Karma R. Chávez, Series Editor, Intersectional Rhetorics
About Intersectional Rhetorics:
Intersectional Rhetorics takes as its starting point the position that intersectionality offers important insights to the field of rhetoric—including that to enhance what we understand as rhetorical practice, we must diversify the types of rhetors, arguments, frameworks, and forms under analysis. It calls us to account for context by attending to power, identity, difference, and marginalization in addition to rhetoric’s traditional concerns with situation: exigence, rhetor biography, and situational constraints.
In order to advance rhetoric by diversifying its scholars and its scholarship, Intersectional Rhetorics will emphasize work that addresses the rhetorical practices of marginalized and nonnormative people; publish volumes that are explicitly intersectional, both in addressing multiple modalities of power and in working across multiple fields/disciplines; and seek out authors whose perspectives and standpoints differ from the majority of rhetoric scholars.
The series seeks to create an outlet for cutting-edge rhetorical scholarship and a visible, exciting new venue for up-and-coming, as well as established, scholars in the field.

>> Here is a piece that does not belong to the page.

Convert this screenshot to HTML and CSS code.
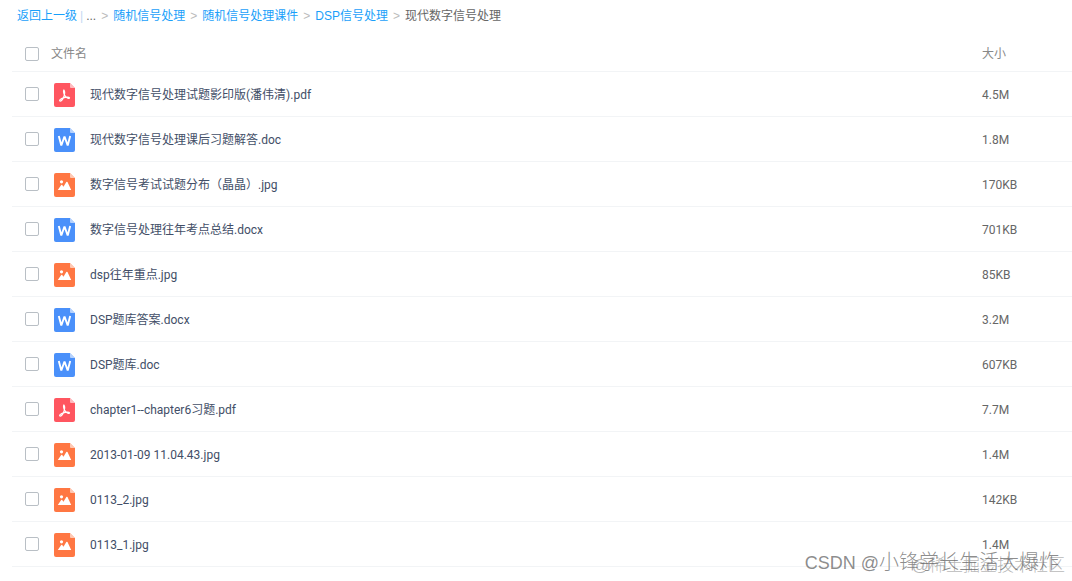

As such, books published in the series must meet the following parameters:
- draw on intersectional scholarship, including that which utilizes rhetorical methods (broadly construed),
- use at least two analytical lenses or attend to at least two intersecting/interlocking modalities of power,
- align with and contribute to one or more academic discipline/field where rhetoric is featured, including but not limited to Communication Studies; Cultural Studies; Writing Studies; Disability Studies; Gender, Women, and Sexuality Studies; Ethnic and Indigenous Studies; Philosophy; Critical Literary and Media Studies; and American Studies.
Thus, the idea of intersection works on two levels for the series—(1) reflecting the series’ privileging of intersectional perspectives and analytical frames while also (2) emphasizing rhetoric’s intersection with related fields, disciplines, and research areas.